I went on a Thursday. The crowd was mixed in a way that Cabo San Lucas rarely is — tourists, yes, but also locals, and couples from the Todos Santos farming community who apparently make the drive for this specifically. A painter in a studio on Calle Obregón was working on a large canvas while people came in and looked at the process and occasionally bought the smaller works on the walls. The wine was basic and poured generously and nobody asked me to sign up for anything.

The San José del Cabo Art Walk on a Thursday evening, pedestrians moving between lit gallery storefronts on a colonial street, a painter's canvas visible through an open doorway

The Estuary

The estuary at the eastern edge of town is a freshwater lagoon where the San José River meets the sea, and it is a bird sanctuary of serious density. The list of species recorded here runs to more than two hundred, which is not a fact you would expect given that it is surrounded by resort hotels on two sides and a beach parking lot on the third. In the mornings, the herons work the shallow edges and the egrets stand in the reeds with their specific patience. I saw an osprey dive from maybe thirty meters up, go completely under the surface, and come up with a fish in less than a second. The whole sequence took maybe three seconds. It is the most economically impressive thing I have seen an animal do.

The fish taco cart near the estuary access path did not have a sign. It had a woman and a small gas burner and a stack of corn tortillas and fish that appeared to be fresh enough to still have opinions about things. I ate two tacos standing up and then a third because the second was over too quickly. The estuary smell — salt, reeds, something living and brackish — mixed with the smell of the fish on the comal in a way that worked entirely.

Eating Well

San José del Cabo has a farm-to-table dining scene built around the organic farms in the Todos Santos valley to the north, and it is better than resort areas have any right to be. Several of the restaurants source from these farms directly and change their menus seasonally, which in Baja means the menus change because the produce genuinely changes. The emphasis is on local fish, shellfish, and the vegetables from the valley — a roasted aguachile I had at a small restaurant on Calle Zaragoza using clams from the bay was as technically accomplished as anything I’ve eaten in Mexico, and this is a country with a strong claim to being the most technically accomplished cuisine in the Americas.

The street food is also good. Beyond the estuary taco cart, there are breakfast spots near the market doing machaca burritos and tacos de canasta, and a cocina económica two blocks from the plaza where the daily comida corrida is the kind of meal that makes you understand why Mexico has a lunch culture.

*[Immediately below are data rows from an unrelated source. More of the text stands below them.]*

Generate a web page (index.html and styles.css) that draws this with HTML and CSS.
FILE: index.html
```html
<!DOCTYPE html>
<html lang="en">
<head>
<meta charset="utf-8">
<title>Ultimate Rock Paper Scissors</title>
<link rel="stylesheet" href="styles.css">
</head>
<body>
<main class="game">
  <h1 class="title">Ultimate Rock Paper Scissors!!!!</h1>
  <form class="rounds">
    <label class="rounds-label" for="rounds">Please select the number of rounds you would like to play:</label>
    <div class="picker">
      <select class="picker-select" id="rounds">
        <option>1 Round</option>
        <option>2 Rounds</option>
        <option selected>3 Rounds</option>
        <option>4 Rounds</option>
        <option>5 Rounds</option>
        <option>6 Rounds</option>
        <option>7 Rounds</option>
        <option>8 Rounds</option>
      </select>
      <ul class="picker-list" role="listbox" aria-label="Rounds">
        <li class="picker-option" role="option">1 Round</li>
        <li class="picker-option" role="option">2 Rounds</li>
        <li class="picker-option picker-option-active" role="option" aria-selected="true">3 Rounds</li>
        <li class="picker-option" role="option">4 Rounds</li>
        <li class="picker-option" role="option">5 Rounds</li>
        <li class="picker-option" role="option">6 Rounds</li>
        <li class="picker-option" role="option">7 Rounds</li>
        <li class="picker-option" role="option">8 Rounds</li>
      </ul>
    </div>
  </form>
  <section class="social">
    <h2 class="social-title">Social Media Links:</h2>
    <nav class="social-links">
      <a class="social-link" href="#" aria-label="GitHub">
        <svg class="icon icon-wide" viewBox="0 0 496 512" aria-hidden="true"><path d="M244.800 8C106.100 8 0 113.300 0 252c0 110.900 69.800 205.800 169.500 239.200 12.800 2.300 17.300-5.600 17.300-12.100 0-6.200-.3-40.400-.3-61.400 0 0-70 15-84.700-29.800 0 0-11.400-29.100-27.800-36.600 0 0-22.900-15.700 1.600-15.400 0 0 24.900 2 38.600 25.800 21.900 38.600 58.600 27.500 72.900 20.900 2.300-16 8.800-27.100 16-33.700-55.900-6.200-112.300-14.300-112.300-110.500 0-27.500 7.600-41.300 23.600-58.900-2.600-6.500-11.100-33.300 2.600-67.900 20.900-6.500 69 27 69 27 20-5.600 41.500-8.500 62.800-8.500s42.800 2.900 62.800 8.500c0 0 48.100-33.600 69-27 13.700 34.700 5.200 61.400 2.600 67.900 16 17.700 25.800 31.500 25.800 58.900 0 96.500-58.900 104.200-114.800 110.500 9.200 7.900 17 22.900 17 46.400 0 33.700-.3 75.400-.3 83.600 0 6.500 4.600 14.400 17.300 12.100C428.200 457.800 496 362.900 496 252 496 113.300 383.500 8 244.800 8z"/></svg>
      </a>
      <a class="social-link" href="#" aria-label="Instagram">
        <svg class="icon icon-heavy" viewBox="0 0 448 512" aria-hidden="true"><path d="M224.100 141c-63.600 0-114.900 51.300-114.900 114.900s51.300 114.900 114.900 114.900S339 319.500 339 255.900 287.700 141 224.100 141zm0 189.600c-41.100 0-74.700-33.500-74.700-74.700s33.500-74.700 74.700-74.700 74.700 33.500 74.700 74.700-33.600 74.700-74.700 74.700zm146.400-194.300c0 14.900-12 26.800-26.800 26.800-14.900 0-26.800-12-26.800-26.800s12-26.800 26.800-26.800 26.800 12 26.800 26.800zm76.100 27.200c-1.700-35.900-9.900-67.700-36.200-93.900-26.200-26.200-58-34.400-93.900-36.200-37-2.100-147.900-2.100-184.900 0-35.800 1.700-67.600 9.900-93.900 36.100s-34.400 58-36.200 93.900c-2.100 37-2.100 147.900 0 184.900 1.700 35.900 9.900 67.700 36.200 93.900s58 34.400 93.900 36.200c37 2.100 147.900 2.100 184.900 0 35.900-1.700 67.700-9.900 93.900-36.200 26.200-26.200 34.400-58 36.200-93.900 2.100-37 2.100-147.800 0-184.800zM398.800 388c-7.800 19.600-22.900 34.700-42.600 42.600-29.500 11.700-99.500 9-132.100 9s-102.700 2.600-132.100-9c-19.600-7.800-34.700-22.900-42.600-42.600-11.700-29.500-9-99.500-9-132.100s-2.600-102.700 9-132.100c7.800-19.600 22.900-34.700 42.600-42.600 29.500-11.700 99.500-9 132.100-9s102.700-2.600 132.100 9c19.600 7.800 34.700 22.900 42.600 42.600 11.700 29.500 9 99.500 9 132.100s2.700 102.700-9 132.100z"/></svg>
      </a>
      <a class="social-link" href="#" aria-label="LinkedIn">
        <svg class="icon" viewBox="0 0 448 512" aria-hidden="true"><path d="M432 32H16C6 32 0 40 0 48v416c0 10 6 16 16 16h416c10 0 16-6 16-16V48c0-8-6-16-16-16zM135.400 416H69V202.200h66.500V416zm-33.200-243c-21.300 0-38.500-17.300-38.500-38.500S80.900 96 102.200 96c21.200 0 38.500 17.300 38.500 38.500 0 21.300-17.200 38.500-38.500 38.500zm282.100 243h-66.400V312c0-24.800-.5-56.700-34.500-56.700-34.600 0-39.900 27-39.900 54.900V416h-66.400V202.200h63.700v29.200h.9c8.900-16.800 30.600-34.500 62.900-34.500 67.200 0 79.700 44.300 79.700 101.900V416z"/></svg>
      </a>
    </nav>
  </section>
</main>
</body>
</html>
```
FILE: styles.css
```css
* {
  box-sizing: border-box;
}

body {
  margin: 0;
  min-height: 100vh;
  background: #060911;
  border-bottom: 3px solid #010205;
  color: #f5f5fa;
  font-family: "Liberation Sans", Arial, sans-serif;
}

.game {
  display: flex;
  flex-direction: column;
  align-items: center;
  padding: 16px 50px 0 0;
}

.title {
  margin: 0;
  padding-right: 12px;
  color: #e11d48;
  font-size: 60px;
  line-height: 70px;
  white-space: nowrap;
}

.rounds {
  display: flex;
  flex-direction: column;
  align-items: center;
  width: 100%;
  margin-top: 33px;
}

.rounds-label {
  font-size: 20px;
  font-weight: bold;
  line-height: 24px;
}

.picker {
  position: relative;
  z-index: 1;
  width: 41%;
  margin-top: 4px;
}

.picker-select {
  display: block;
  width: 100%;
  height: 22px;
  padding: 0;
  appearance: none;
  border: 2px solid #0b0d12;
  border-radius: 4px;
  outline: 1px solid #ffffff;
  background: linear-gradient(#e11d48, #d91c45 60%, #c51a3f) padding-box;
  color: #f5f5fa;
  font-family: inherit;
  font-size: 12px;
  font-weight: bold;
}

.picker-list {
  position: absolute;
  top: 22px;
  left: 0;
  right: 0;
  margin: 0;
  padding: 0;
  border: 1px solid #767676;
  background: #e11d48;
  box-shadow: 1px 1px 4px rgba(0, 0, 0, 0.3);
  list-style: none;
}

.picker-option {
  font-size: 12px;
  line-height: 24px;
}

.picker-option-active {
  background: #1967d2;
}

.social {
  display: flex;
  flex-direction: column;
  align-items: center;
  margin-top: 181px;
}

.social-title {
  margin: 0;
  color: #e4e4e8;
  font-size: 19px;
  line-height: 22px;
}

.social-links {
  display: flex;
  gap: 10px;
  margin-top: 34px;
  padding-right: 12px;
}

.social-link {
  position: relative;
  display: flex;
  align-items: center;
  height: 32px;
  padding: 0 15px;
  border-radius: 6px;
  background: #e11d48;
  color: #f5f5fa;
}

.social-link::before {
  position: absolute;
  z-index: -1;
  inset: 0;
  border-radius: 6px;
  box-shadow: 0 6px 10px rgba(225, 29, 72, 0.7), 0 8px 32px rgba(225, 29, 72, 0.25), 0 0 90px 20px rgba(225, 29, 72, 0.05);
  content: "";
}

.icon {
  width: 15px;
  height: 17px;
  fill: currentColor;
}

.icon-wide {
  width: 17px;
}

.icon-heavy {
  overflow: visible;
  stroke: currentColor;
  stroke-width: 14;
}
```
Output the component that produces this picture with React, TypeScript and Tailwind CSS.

The San José del Cabo estuary in the morning, a great blue heron standing in shallow water between reed beds, a resort hotel visible in the distance beyond the far bank

Staying and Getting Around

San José del Cabo has a range of accommodation from small guesthouses in the historic district to larger hotels near the beach. The historic district is the right place to stay — the estuary, the plaza, and the gallery streets are all walkable from there. The beach is a fifteen-minute walk or a quick taxi.

Getting to Cabo San Lucas is easy and costs almost nothing by local bus — the buses run the Los Cabos corridor constantly. The drive is thirty minutes. You can have your Cabo San Lucas morning and your San José del Cabo evening, which is the best combination available. The airport is minutes from town.

Come November through April for reliable dry weather. Come on a Thursday for the Art Walk. Come in the morning for the estuary birds. Come for the fish tacos whenever they’re available, which appears to be most of the time.